[Pages as source code]
◇ ◇ ◇ ◇ ◇

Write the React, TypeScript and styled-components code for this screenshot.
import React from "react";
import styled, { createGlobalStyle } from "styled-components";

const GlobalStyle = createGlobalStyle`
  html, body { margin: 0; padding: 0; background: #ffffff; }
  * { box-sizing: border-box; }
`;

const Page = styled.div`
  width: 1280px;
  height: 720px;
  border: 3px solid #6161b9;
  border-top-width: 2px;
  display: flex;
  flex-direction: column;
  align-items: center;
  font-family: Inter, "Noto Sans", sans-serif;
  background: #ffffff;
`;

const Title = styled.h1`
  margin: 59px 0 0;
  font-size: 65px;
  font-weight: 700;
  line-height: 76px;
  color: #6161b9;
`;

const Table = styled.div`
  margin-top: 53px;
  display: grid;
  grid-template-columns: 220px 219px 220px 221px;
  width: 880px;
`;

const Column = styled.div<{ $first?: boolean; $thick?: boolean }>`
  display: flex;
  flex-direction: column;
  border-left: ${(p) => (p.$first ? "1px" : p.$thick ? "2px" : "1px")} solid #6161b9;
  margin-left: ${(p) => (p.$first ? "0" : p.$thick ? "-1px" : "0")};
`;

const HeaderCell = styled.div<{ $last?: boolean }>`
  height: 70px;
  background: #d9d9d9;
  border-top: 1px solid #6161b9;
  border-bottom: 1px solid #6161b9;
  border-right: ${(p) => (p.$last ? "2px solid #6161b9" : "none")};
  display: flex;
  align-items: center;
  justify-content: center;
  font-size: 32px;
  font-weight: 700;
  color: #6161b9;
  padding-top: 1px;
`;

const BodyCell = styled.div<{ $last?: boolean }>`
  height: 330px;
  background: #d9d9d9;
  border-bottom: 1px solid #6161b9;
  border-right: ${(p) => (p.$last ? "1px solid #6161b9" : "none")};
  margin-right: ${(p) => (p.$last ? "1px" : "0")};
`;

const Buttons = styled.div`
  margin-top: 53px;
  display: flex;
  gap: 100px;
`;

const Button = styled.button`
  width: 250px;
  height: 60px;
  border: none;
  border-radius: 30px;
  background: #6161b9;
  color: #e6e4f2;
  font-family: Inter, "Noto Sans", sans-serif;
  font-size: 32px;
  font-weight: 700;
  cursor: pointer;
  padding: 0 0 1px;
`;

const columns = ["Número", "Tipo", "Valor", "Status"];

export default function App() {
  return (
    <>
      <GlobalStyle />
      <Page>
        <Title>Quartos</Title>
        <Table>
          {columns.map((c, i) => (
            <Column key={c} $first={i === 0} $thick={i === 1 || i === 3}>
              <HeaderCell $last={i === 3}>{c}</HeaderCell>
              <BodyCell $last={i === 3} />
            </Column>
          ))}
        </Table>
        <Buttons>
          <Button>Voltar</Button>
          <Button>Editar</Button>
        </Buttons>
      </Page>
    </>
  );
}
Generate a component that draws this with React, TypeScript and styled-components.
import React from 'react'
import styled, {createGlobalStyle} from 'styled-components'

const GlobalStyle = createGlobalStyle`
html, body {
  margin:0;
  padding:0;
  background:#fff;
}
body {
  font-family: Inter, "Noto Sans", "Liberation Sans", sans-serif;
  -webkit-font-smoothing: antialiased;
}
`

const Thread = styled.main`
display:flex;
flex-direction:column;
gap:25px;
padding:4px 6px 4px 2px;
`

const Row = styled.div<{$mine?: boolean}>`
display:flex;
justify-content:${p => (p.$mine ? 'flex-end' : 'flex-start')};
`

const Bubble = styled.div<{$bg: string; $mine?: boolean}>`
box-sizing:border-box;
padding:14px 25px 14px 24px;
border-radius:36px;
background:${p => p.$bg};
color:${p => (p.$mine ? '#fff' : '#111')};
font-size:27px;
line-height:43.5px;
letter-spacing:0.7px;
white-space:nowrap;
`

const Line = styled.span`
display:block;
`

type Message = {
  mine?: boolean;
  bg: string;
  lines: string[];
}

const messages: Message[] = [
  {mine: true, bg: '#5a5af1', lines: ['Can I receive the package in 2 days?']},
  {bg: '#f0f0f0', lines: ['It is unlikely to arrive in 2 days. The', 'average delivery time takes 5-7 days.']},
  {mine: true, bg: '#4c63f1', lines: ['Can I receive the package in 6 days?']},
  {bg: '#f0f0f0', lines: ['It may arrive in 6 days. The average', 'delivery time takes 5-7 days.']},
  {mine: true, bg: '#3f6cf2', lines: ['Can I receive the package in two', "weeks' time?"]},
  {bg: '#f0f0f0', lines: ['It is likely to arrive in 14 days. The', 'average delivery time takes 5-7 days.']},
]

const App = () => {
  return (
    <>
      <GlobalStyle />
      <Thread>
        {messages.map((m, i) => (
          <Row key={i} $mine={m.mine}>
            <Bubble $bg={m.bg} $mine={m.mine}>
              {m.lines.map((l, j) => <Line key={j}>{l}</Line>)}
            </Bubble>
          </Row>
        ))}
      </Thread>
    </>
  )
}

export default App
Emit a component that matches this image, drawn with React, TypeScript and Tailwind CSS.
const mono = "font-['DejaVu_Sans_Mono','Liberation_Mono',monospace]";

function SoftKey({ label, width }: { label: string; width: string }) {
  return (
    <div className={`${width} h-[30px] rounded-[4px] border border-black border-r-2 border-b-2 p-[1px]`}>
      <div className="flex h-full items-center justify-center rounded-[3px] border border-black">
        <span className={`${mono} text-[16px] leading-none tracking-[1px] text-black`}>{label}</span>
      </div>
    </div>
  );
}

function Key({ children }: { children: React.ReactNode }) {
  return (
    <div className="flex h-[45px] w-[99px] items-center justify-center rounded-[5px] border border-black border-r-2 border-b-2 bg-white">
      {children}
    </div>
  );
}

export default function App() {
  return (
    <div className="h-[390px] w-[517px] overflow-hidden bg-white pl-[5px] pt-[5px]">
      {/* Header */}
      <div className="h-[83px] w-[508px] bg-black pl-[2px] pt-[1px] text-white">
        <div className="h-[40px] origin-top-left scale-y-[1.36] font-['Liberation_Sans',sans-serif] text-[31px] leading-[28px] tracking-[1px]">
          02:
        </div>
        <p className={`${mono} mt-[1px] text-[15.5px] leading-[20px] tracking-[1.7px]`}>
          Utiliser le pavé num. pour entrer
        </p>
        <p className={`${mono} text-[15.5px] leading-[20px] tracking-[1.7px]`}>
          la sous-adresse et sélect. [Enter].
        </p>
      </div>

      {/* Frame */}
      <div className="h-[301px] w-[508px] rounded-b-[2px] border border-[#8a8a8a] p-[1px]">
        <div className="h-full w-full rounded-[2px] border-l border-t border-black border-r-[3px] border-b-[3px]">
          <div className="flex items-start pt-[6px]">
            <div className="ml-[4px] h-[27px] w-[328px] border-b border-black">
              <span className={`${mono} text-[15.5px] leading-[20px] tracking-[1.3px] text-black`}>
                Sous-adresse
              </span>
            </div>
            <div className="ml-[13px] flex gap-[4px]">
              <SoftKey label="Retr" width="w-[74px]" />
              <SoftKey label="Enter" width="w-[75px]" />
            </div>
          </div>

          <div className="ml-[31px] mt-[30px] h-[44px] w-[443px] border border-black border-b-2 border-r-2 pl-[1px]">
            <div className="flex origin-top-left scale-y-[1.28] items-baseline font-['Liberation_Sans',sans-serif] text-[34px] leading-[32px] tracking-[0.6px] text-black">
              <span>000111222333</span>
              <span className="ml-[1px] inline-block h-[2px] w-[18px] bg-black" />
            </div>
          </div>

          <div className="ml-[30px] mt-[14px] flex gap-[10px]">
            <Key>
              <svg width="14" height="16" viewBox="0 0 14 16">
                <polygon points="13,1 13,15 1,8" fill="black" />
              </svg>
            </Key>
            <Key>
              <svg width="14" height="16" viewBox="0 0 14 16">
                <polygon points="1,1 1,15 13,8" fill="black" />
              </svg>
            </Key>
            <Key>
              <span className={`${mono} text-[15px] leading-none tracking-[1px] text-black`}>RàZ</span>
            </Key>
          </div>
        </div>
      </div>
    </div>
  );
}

◇ ◇ ◇ ◇ ◇

▶ **Task details**
Count the lines that hold the string "this", and reply with that number alone.

▶ **Solution**
3